Stoltenberg defended the decision in Warsaw, saying that the council was designed to be an "all-weather forum for dialogue."
And despite the buildup on its eastern flank, the alliance is still trying to adhere to the NATO Founding Act, a 1997 agreement with Moscow to assuage the Kremlin's fears about former Warsaw Pact members Poland, Hungary, and the Czech Republic joining NATO.
In the Founding Act, NATO pledged that it would not station “permanent” or “substantial” forces on the territory of its new eastern members.
Permanent and substantial, however, were never defined in the Founding Act, which alliance officials say is a "political" and not a "legal" document.
The Baltic states, Poland, and Romania have long argued that Russia has breached its obligations under the Founding Act.

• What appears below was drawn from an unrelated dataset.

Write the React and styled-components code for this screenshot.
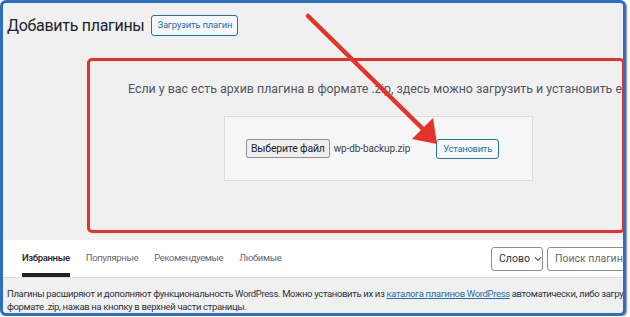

They sought at the alliance's last summit in Wales to deemphasize -- and possibly revoke -- the pledge.
But the alliance opted instead to take advantage of the elasticity in the terms "permanent" and "substantial."
As a result, the troops in the Baltics, Poland, and Romania will technically be a mobile force on rotation, using warehoused equipment, and backed by NATO's 40,000-strong rapid reaction unit.
But the debate over "permanent and substantial" is far from over.
In a speech in May, Estonian President Toomas Hendrik Ilves noted that in the Founding Act, the pledge was explicitly predicated on the security environment in 1997 -- with a relatively benevolent Russia -- remaining the same.
But that environment, Ilves said, "has changed beyond recognition."
In a recent interview with Deutsche Welle, Estonian Prime MInister Taavi Roivas said regardless of whether the troops are called permanent or not, "they must be constantly present. There cannot be any gaps. Deterrence has to be the new normal."
The lingering divisions in NATO should not be surprising.
"Everything we do is defensive, transparent, and consistent with our international obligations," Stoltenberg said.
And getting 28 democratically elected leaders to agree on anything -- let alone the thorny issues facing NATO -- is going to be a challenge.